Among the most famous bays in the world, Hong Kong’s Victoria Harbour is an example of how a bustling, ultramodern city can successfully thrive around a natural body of water.
Ha Long Bay in north Vietnam is also considered one of the best bays in the world, its 120-kilometer coastline picturesque with “thousands of islands, each topped with thick jungle vegetation, forming a spectacular seascape of limestone pillars,” goes one description.
What’s striking about these aforementioned bays is that they are utilized to the full – in Hong Kong, the harbor is a major tourist destination and trading port for thousands of international vessels, while Ha Long Bay remains a main source of livelihood for Vietnamese fishermen.
Our Manila Bay, while famous for its spectacular sunsets, is also a very busy port, especially in Manila’s North and South Harbors. Real estate developments have sprung up around it resulting from population boom, and reclamation projects continue to be considered for the same reasons.
Not many know that Manila Bay covers a much wider area than the Roxas Boulevard section in the capital city. It is situated in the western part of Luzon and is bounded by Cavite and Metro Manila on the east, Bulacan and Pampanga on the north, and Bataan on the west and northwest.
That mangroves and ponds used to occupy more areas of the vast harbor is also not common knowledge. Over some neglectful decades, development and pollution practically destroyed all these. Perhaps the current government’s timely actions toward its rehabilitation will stave further destruction and save the bay’s future.
While there are countless bays in the world that draw tourists like bees, our own Manila Bay holds a unique appeal.
Residents in and around the city may no longer “see” its striking beauty as they traverse Roxas Boulevard on a regular basis, but new visitors are usually awed by the bright, golden cast of the Manila sunset. They also enjoy the recreation offered by many establishments around the area, such as the Mall of Asia complex, where shopping, dining and entertainment may be had just short walks apart from each other, as well as the casino complexes and hotels by the bay.
One Tripadvisor reviewer, on the topic “Ways to experience Manila Bay,” commented:
“Glorious sunsets to behold along the bay. The downside is the pollution, but thankfully this is being tackled now. I attended the inaugural clean-up drive which included the removal of silt. Interesting things along the bay include a visit to the Mall of Asia and the many restaurants, fun fair and live acts opposite the mall on the bay side.”
The view of Manila Bay is, in fact, a premium for hotels in the area, where rooftop or seaside deck bars are also often featured.
As the sun slowly sinks in the horizon, the calm waters start to glimmer in the distance. It is a slow, peaceful setting that seems to reflect a very Filipino vibe.

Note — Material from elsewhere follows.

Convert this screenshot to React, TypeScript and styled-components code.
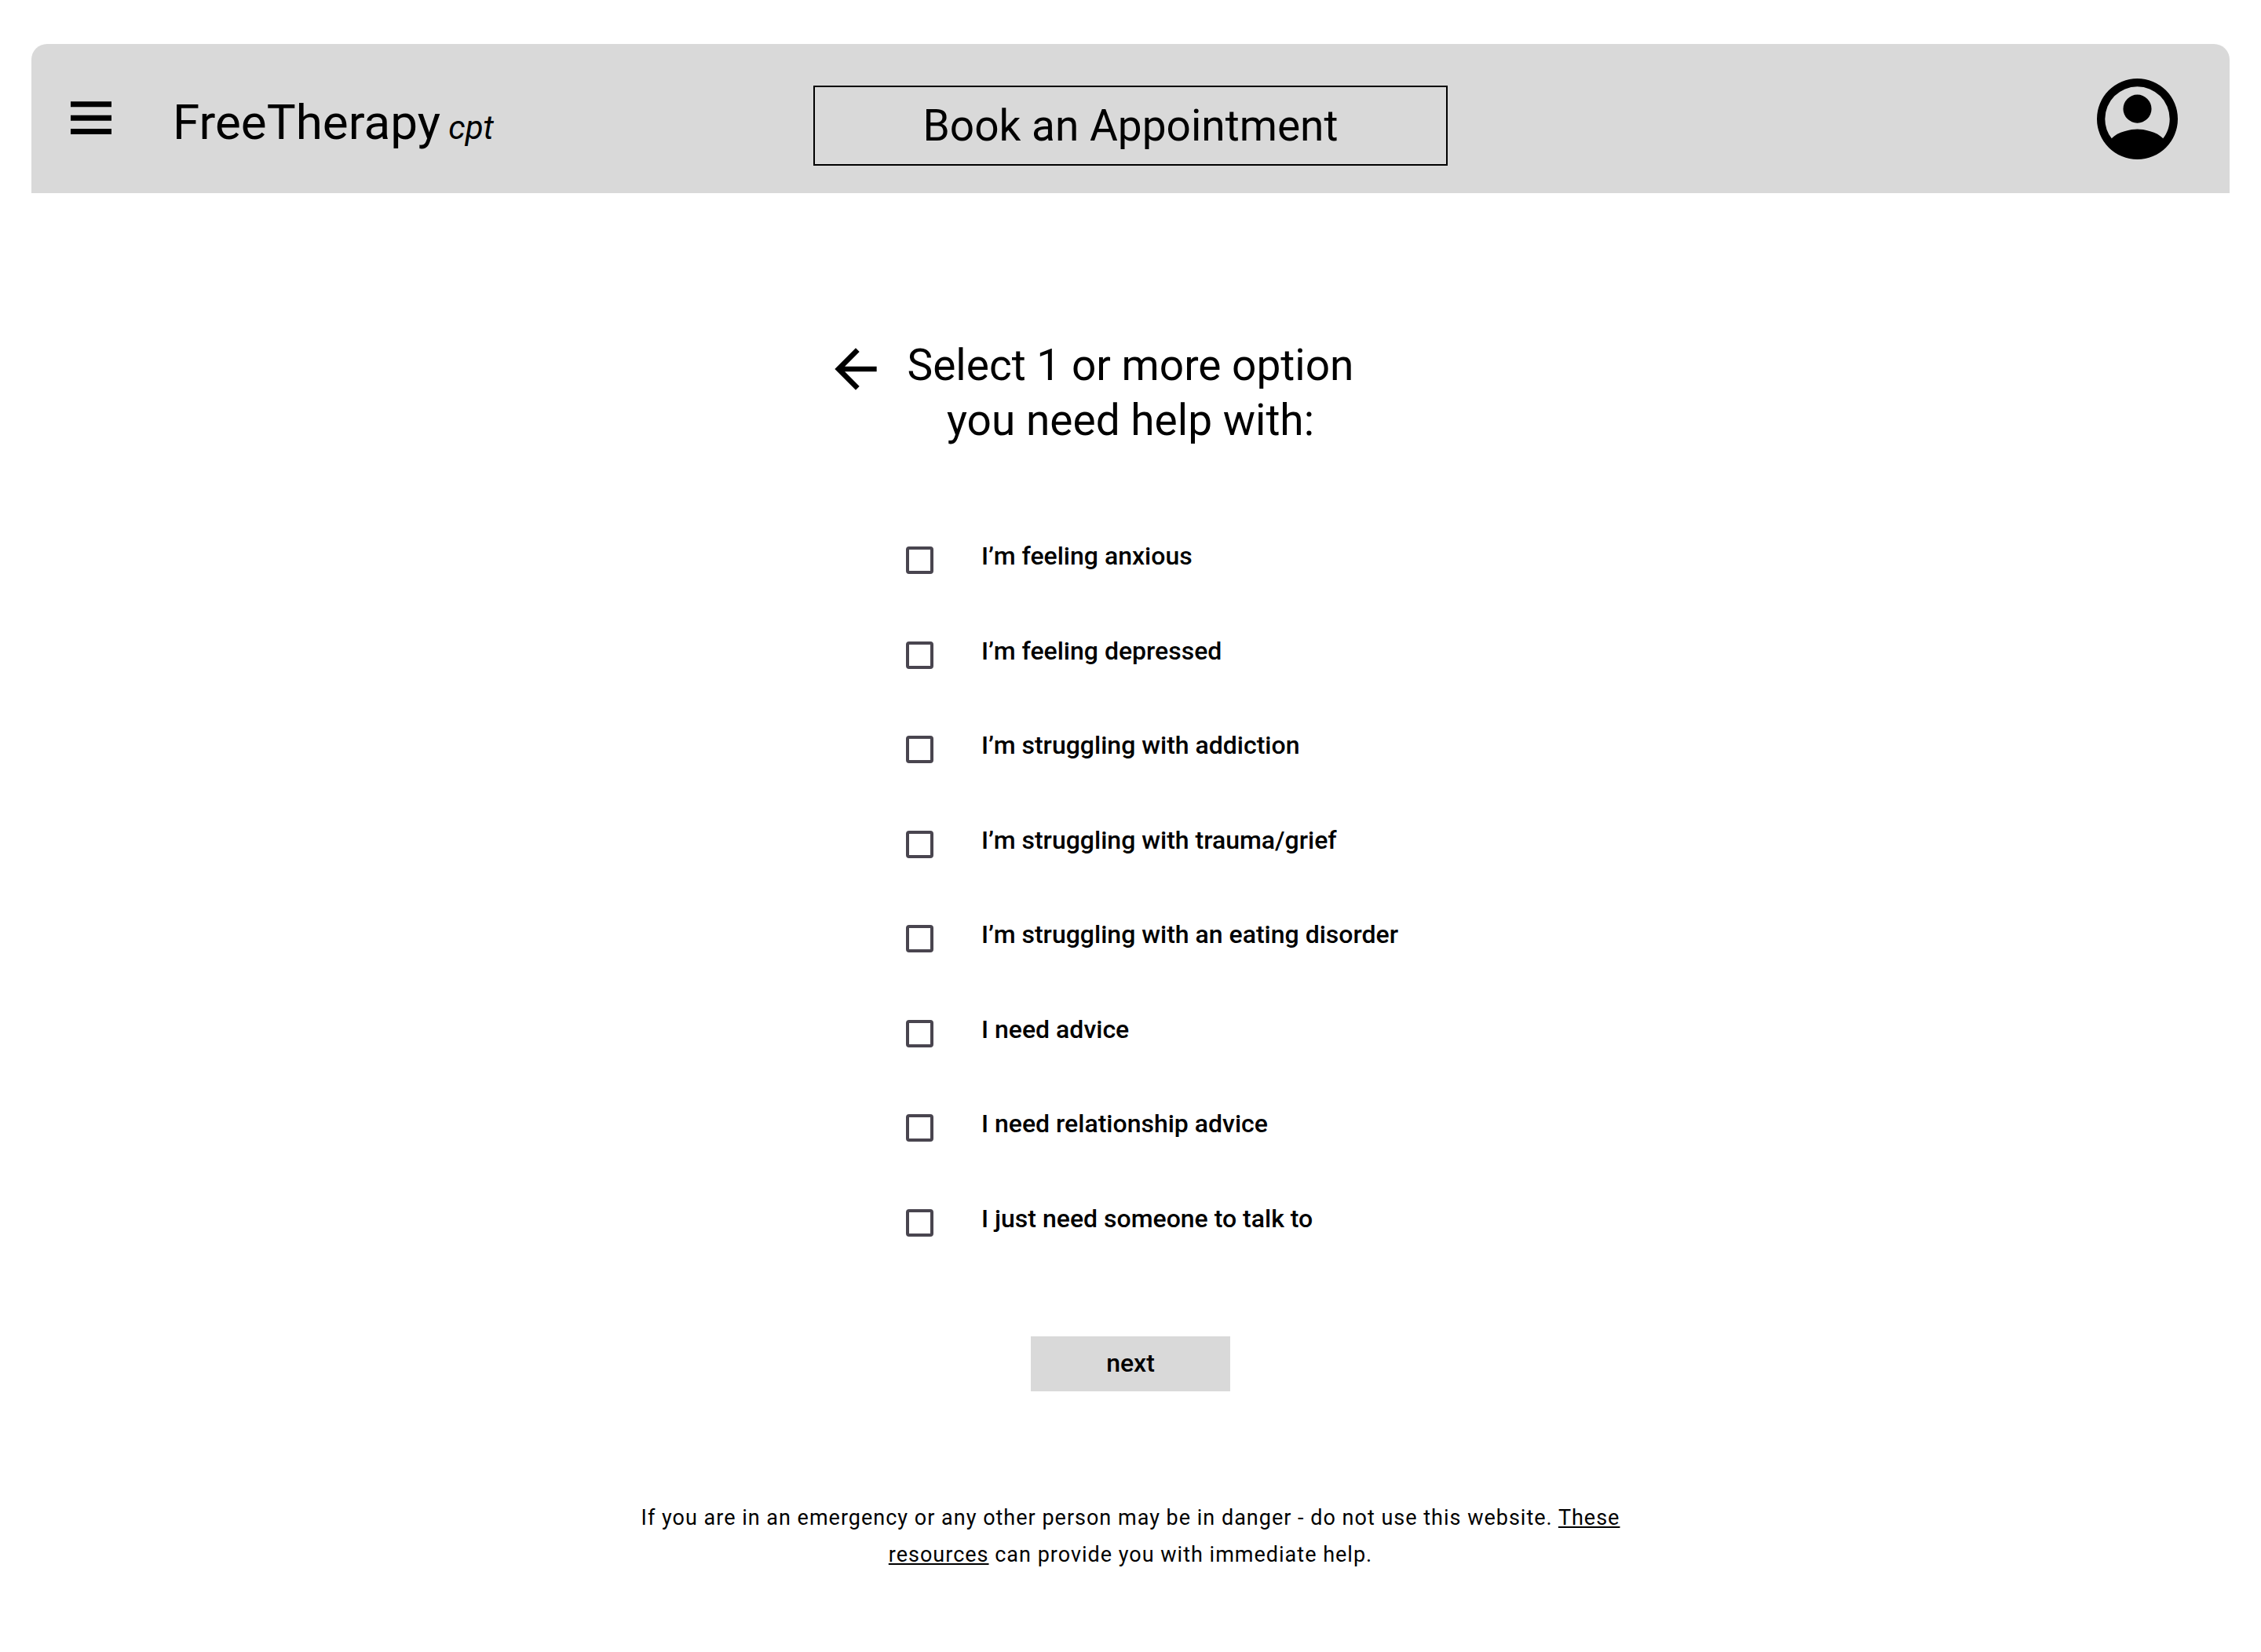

As the sun slowly sinks in the horizon, the calm waters start to glimmer in the distance. It is a slow, peaceful setting that seems to reflect a very Filipino vibe. It is like summer come alive even as the roads teem with vehicles and the sun beats down on our brow.
Along the bay, the popular seaside promenade that used to be called Baywalk after then Mayor Lito Atienza moved to revitalize the city’s public spaces remains a favorite hangout for couples, families, friends and the usual joggers and bikers.
When sunset comes, they stop to stare out into the waters, perhaps contemplating their life at the moment or quietly sending up a prayer of gratitude for another day gone by.
May there come a time when those who now pass by without a second glance – except maybe when a certain smell reaches their noses – will once again appreciate the full beauty of the Manila Bay.